With a new generation comes a new set of expectations. Many people from Generation Z (Gen-Z) have been entering and staying in the workforce in recent years, and have come with all different sorts of wants and needs. In effect, there is then a call for employers to account for such needs and wants to prevent high turnover rates not only of employees, but also the fresh and unique potentialities and capabilities these new wave of employees have to offer.
They want stability.
A lot of Gen-Z employees would be the type to deviate from traditional rewards practices and are likely to ask for more; if not, they would implicitly have this mindset, manifesting in how they are motivated more through monetary and career incentives than other generations. In essence, these Gen-Z employees want stability, characterized by good growth opportunities compensated by just and fair wages.
They need feedback.
Feedback regulation has had a new face in the wake of the Gen-Z surge in the workforce. The youth now wants more straightforward feedback and are likely more interested in hearing honest ones than those of primarily positive nature. Apart from this straightforward and honest nature, feedback for Gen-Z employees also have to go on for a regular basis. They either want to be checked in a lot of times within the week, or even several times a day. In essence, critique and validation through proper communication are highly appreciated.
They want a more tech-advanced workplace.
As digital natives, workers from this demographic would want a more up-to-date workplace. They want to be surrounded by accessible tools and software applications that they are already familiar with and can do work most efficiently through. Undoubtedly, this is all the more relevant given the current pandemic setting, wherein the remote setting is more preferred due to the possible health consequences of working face-to-face.
They need acknowledgement.
A good way to make employees become more motivated is to make them feel as if they truly belong to the company, and are cared for. This is also related to how they want to feel validated and appreciated at work. This cultivates a culture of respect and honor for their work, and makes them feel like they are doing something meaningful and value-adding to the company.
They want flexibility.
Flexibility can take place in different ways. For instance, it can be a flexible work schedule, or it could also be a flexible workload. A great practice to this is fostering an “unplugging” culture, wherein personal time of these Gen-Z employees is very much respected. It is imperative that bosses respect these employees and avoid deliberately calling for unnecessary meetings, delaying deliverables, or doing really anything that employees may take offense in with regard to their time.

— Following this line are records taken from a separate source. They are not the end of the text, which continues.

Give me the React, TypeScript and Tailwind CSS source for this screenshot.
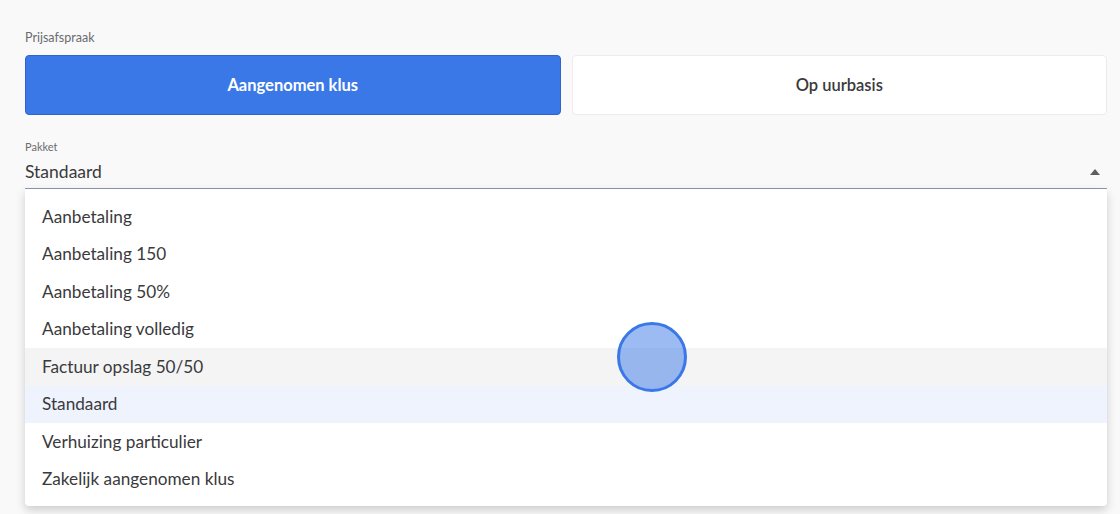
const options = [
  'Aanbetaling',
  'Aanbetaling 150',
  'Aanbetaling 50%',
  'Aanbetaling volledig',
  'Factuur opslag 50/50',
  'Standaard',
  'Verhuizing particulier',
  'Zakelijk aangenomen klus',
]

export default function App() {
  const hovered = 'Factuur opslag 50/50'
  const selected = 'Standaard'

  return (
    <div
      className="relative h-[514px] w-[1120px] overflow-hidden bg-[#f9f9fa] pl-[25px] pr-[13px] pt-[30px] text-[#3a3a3c]"
      style={{ fontFamily: 'Lato, "Open Sans", sans-serif' }}
    >
      <div className="text-[12.5px] leading-[16px] text-[#6b6b6e]">Prijsafspraak</div>
      <div className="mt-[9px] flex gap-[11px]">
        <button className="h-[60px] flex-1 rounded-[4px] border border-[#2f63c9] bg-[#3b78e7] text-[16.5px] font-bold text-white">
          Aangenomen klus
        </button>
        <button className="h-[60px] flex-1 rounded-[4px] border border-[#ececee] bg-white text-[16.5px] font-semibold text-[#3a3a3c]">
          Op uurbasis
        </button>
      </div>

      <div className="relative mt-[25px]">
        <div className="text-[11px] leading-[14px] text-[#6b6b6e]">Pakket</div>
        <div className="flex h-[35px] items-center justify-between border-b border-[#8a97b5] pt-[2px]">
          <span className="text-[17.5px]">Standaard</span>
          <svg width="10" height="6" viewBox="0 0 10 6" className="mr-[7px]">
            <path d="M0 6 L5 0 L10 6 Z" fill="#5f5f62" />
          </svg>
        </div>

        <ul className="absolute left-0 right-0 top-[49px] rounded-b-[4px] bg-white pb-[8px] pt-[9px] shadow-[0_4px_10px_rgba(0,0,0,0.18)]">
          {options.map((o) => (
            <li
              key={o}
              className={
                'flex h-[37.5px] items-center px-[17px] text-[17.2px] ' +
                (o === hovered ? 'bg-[#f4f4f5]' : o === selected ? 'bg-[#eff3fd]' : '')
              }
            >
              {o}
            </li>
          ))}
        </ul>
      </div>

      <div className="pointer-events-none absolute left-[617px] top-[322px] h-[70px] w-[70px] rounded-full border-[3px] border-[#3b78e7] bg-[#3b78e7]/50" />
    </div>
  )
}
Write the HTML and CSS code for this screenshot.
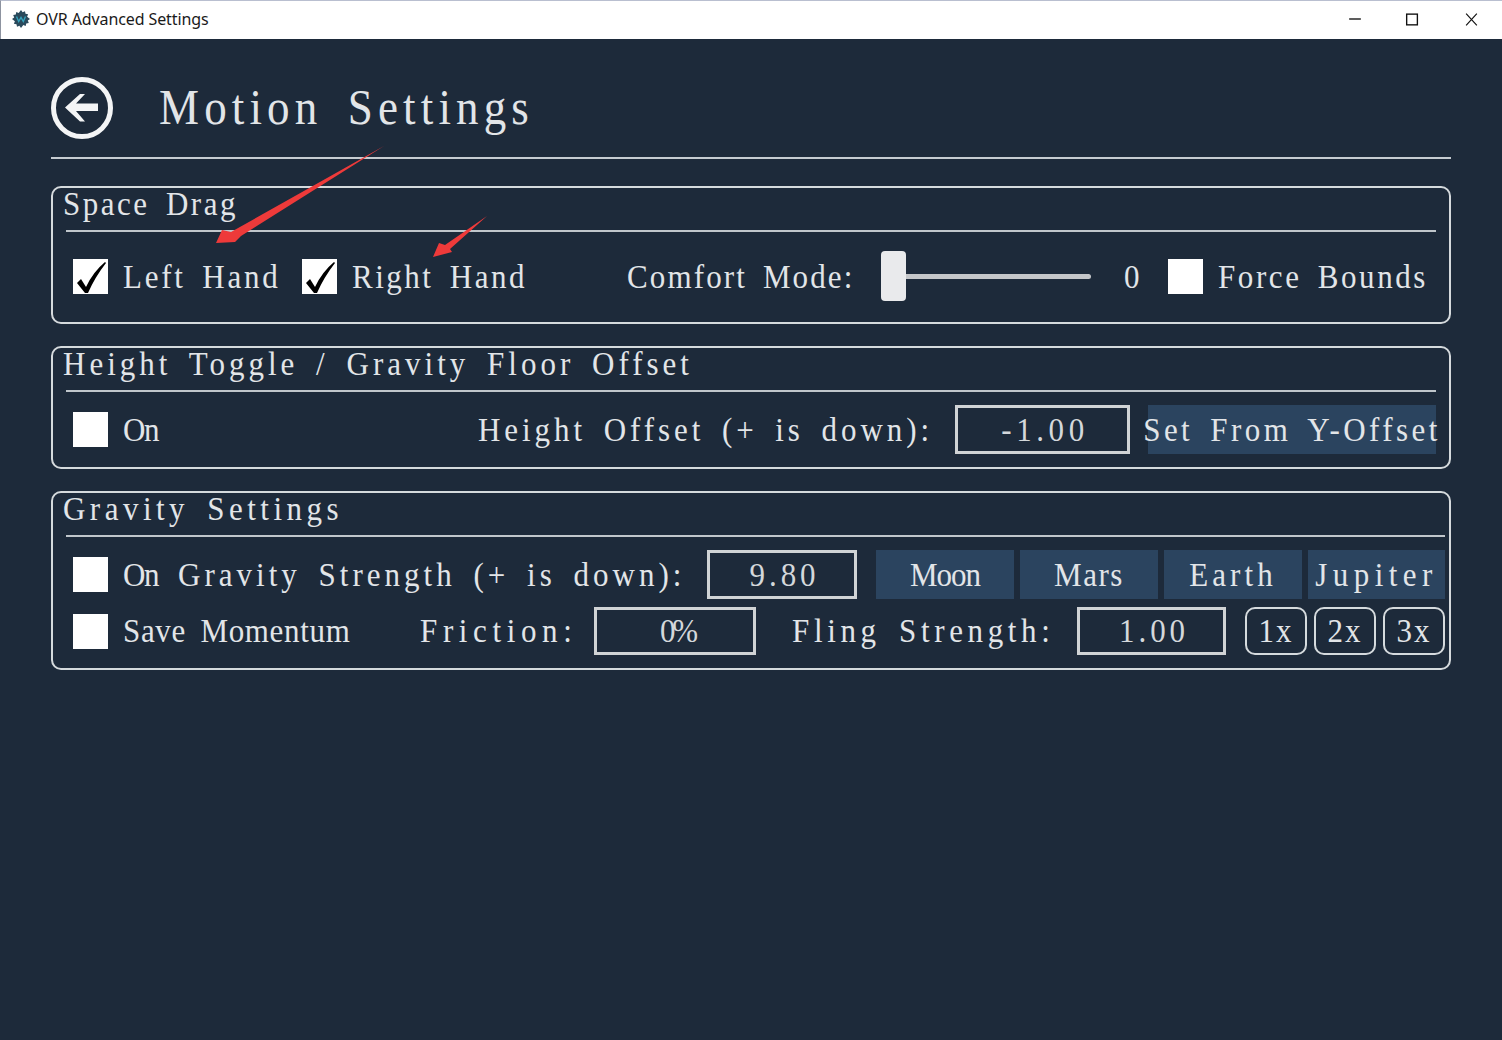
FILE: index.html
```html
<!DOCTYPE html>
<html lang="en">
<head>
<meta charset="utf-8">
<title>OVR Advanced Settings</title>
<link rel="stylesheet" href="styles.css">
</head>
<body>
<div class="window">
  <header class="titlebar">
    <svg class="app-icon" viewBox="0 0 18 18" aria-hidden="true">
      <path fill="#2a4a5c" d="M9 0l1.600 2.200 2.400-1 .5 2.600 2.600.5-1 2.400L18 9l-2.200 1.600 1 2.400-2.600.5-.5 2.600-2.400-1L9 18l-1.600-2.200-2.400 1-.5-2.600-2.600-.5 1-2.400L0 9l2.200-1.600-1-2.400 2.600-.5.5-2.600 2.400 1z"/>
      <path fill="none" stroke="#35a3bd" stroke-width="1.400" d="M4.500 6.500l2.200 5 2.300-4 2.300 4 2.200-5"/>
    </svg>
    <span class="app-name">OVR Advanced Settings</span>
    <div class="win-controls">
      <svg class="win-btn" viewBox="0 0 58 39" aria-hidden="true"><path stroke="#111" stroke-width="1.400" d="M23 19.500h12"/></svg>
      <svg class="win-btn" viewBox="0 0 58 39" aria-hidden="true"><rect x="22.500" y="14.500" width="11" height="11" fill="none" stroke="#111" stroke-width="1.400"/></svg>
      <svg class="win-btn" viewBox="0 0 58 39" aria-hidden="true"><path stroke="#111" stroke-width="1.200" d="M24 14l11 12M35 14l-11 12"/></svg>
    </div>
  </header>

  <main class="page">
    <div class="page-head">
      <svg class="back" viewBox="0 0 62 62" aria-hidden="true">
        <circle cx="31" cy="31" r="28.500" fill="none" stroke="#f4f5f6" stroke-width="5"/>
        <path fill="#f4f5f6" d="M14 30.500 29 17h5L25 26.500H47V34H25L34 44.500h-5z"/>
      </svg>
      <h1 class="page-title"><span class="fit" data-cell="25">Motion Settings</span></h1>
    </div>
    <div class="head-rule"></div>

    <section class="group">
      <h2 class="group-title"><span class="fit">Space Drag</span></h2>
      <div class="rule"></div>
      <div class="row row-a">
        <span class="check on"><svg viewBox="0 0 35 35" aria-hidden="true"><path d="M4 24l4-4 5 8Q20 13 32 3l1 1Q22 18 15 34h-3z"/></svg></span>
        <span class="label fit">Left Hand</span>
        <span class="check on gap-r"><svg viewBox="0 0 35 35" aria-hidden="true"><path d="M4 24l4-4 5 8Q20 13 32 3l1 1Q22 18 15 34h-3z"/></svg></span>
        <span class="label fit">Right Hand</span>
        <span class="label fit gap-comfort">Comfort Mode:</span>
        <div class="slider"><span class="thumb"></span><span class="track"></span></div>
        <span class="label fit gap-zero">0</span>
        <span class="check gap-force"></span>
        <span class="label fit">Force Bounds</span>
      </div>
    </section>

    <section class="group">
      <h2 class="group-title"><span class="fit">Height Toggle / Gravity Floor Offset</span></h2>
      <div class="rule"></div>
      <div class="row row-b">
        <span class="check"></span>
        <span class="label fit">On</span>
        <span class="label fit gap-height">Height Offset (+ is down):</span>
        <div class="field f-height"><span class="fit">-1.00</span></div>
        <div class="btn b-offset"><span class="fit">Set From Y-Offset</span></div>
      </div>
    </section>

    <section class="group">
      <h2 class="group-title"><span class="fit">Gravity Settings</span></h2>
      <div class="rule rule-wide"></div>
      <div class="row row-b">
        <span class="check"></span>
        <span class="label fit">On</span>
        <span class="label fit gap-strength">Gravity Strength (+ is down):</span>
        <div class="field f-gravity"><span class="fit">9.80</span></div>
        <div class="presets">
          <div class="btn"><span class="fit">Moon</span></div>
          <div class="btn"><span class="fit">Mars</span></div>
          <div class="btn"><span class="fit">Earth</span></div>
          <div class="btn"><span class="fit">Jupiter</span></div>
        </div>
      </div>
      <div class="row row-c">
        <span class="check"></span>
        <span class="label fit">Save Momentum</span>
        <span class="label fit gap-friction">Friction:</span>
        <div class="field f-friction"><span class="fit">0%</span></div>
        <span class="label fit gap-fling">Fling Strength:</span>
        <div class="field f-fling"><span class="fit">1.00</span></div>
        <div class="multis">
          <div class="multi"><span class="fit">1x</span></div>
          <div class="multi"><span class="fit">2x</span></div>
          <div class="multi"><span class="fit">3x</span></div>
        </div>
      </div>
    </section>
  </main>

  <svg class="annotations" viewBox="0 0 1502 1040" aria-hidden="true">
    <path fill="#ee3a3a" d="M216 243l6-13 9 2L384 146 241 236l-6 6z"/>
    <path fill="#ee3a3a" d="M433 257l6-14 6 2 42-29-37 33 2 3z"/>
  </svg>
</div>
<script src="fit.js"></script>
</body>
</html>
```
FILE: styles.css
```css
* { box-sizing: border-box; }
html, body { margin: 0; padding: 0; height: 1040px; overflow: hidden; }
body { background: #1d2a3a; }
.window {
  position: relative;
  width: 1502px;
  height: 1040px;
  background: #1d2a3a;
  color: #e2e5e8;
  font-family: "Liberation Serif", serif;
  overflow: hidden;
}
.fit {
  display: inline-block;
  transform: scaleY(1.12);
  white-space: pre;
  flex: none;
}
.titlebar {
  height: 39px;
  background: #fff;
  border-top: 1px solid #b9bfd0;
  border-left: 1px solid #8d93a0;
  display: flex;
  align-items: center;
  padding: 0 2px 2px 11px;
  font-family: "Noto Sans", "Open Sans", sans-serif;
  font-size: 16px;
  letter-spacing: -0.1px;
  color: #1a1a1a;
}
.app-icon { width: 18px; height: 18px; flex: none; }
.app-name { margin-left: 6px; }
.win-controls { margin-left: auto; display: flex; }
.win-btn { width: 58px; height: 38px; display: block; }

.page { padding: 0 51px; }
.page-head { display: flex; align-items: center; padding: 38px 0 18px; }
.back { width: 62px; height: 62px; flex: none; }
.page-title {
  margin: 0 0 0 46px;
  font-size: 45px;
  line-height: 60px;
  height: 62px;
  font-weight: 400;
  word-spacing: 9px;
}
.head-rule { height: 2px; background: #c6ccd1; margin-bottom: 27px; }

.group {
  border: 2px solid #d5dadd;
  border-radius: 10px;
  margin-bottom: 22px;
}
.group-title {
  margin: 0 0 0 10px;
  height: 42px;
  font-size: 31px;
  line-height: 31px;
  font-weight: 400;
  word-spacing: 6px;
}
.rule { height: 2px; background: #c0c6cb; margin: 0 13px; }
.rule-wide { margin-right: 4px; }

.row { display: flex; align-items: center; padding-left: 20px; }
.row-a { height: 50px; margin: 19px 0 21px; }
.row-a .check { margin-top: 1px; }
.row-a .label { margin-top: 2px; }
.row-b { height: 49px; margin: 13px 0; }
.row-c { height: 48px; margin: -5px 0 13px; }

.label {
  font-size: 31px;
  line-height: 38px;
  word-spacing: 6px;
}
.check {
  width: 35px;
  height: 35px;
  margin-right: 15px;
  background: #fff;
  flex: none;
}
.check svg { display: block; width: 35px; height: 35px; }
.gap-r { margin-left: 21.500px; }
.gap-comfort { margin-left: 100px; }
.gap-zero { margin-left: 33px; }
.gap-force { margin-left: 26.500px; }
.gap-height { margin-left: 320px; }
.gap-strength { margin-left: 20px; }
.gap-friction { margin-left: 69.500px; }
.gap-fling { margin-left: 36px; }

.slider { display: flex; align-items: center; margin-left: 26.500px; flex: none; }
.thumb { width: 25px; height: 50px; background: #e9eaec; border-radius: 4px; flex: none; }
.track { width: 185px; height: 5px; background: #c4c6c9; border-radius: 0 3px 3px 0; }

.field {
  height: 49px;
  border: 3px solid #d0d3d5;
  padding: 0 0 0 5px;
  display: flex;
  align-items: center;
  justify-content: center;
  font-size: 31px;
  color: #d4d8db;
  flex: none;
}
.f-height { width: 175px; margin-left: 22px; }
.f-gravity { width: 150px; margin-left: 21.500px; }
.f-friction { width: 162px; margin-left: 16.500px; height: 48px; }
.f-fling { width: 149px; margin-left: 22.500px; height: 48px; }

.btn {
  height: 49px;
  background: #2b445f;
  display: flex;
  align-items: center;
  justify-content: center;
  font-size: 31px;
  word-spacing: 6px;
  flex: none;
}
.b-offset { width: 288px; margin-left: 18px; }
.presets { display: grid; grid-template-columns: repeat(3, 138px) 137px; column-gap: 6px; margin-left: 19px; }
.multis { display: flex; gap: 7px; margin-left: 19px; }
.multi {
  width: 62px;
  height: 48px;
  border: 2px solid #d5dadd;
  border-radius: 10px;
  display: flex;
  align-items: center;
  justify-content: center;
  font-size: 31px;
}
.annotations {
  position: absolute;
  left: 0;
  top: 0;
  width: 1502px;
  height: 1040px;
  pointer-events: none;
}
```
FILE: fit.js
```js
// The reference text sits on a fixed character cell; spread each string to fill its cells.
document.querySelectorAll(".fit").forEach(function (el) {
  var cell = Number(el.dataset.cell) || 17.5;
  var n = el.textContent.length;
  var probe = document.createElement("span");
  probe.textContent = el.textContent;
  probe.style.whiteSpace = "pre";
  probe.style.position = "absolute";
  probe.style.visibility = "hidden";
  el.parentNode.appendChild(probe);
  var cs = getComputedStyle(el);
  probe.style.font = cs.font;
  probe.style.wordSpacing = cs.wordSpacing;
  var w = probe.getBoundingClientRect().width;
  probe.remove();
  el.style.letterSpacing = (n * cell - w) / n + "px";
});
```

Above all else, what is central to these wants and needs is respect – this is not only what these Gen-Z employees want and need, but it’s also what they deserve. Career opportunities must be value-adding for them more than exploitative just because they are younger employees; communication with them must be meaningful and regular and not dramatically hands-off; workplaces must be up-to-date and not misaligned with their own capabilities; forms of acknowledgement and appreciation must be present and not lacking; and time must always be respected. Them being younger does not mean that they are less capable of both doing their job and knowing what they want; perhaps, instead of calling them out for wanting more than what is already there, it’s important to treat their new suggestions and unique comments with equal respect.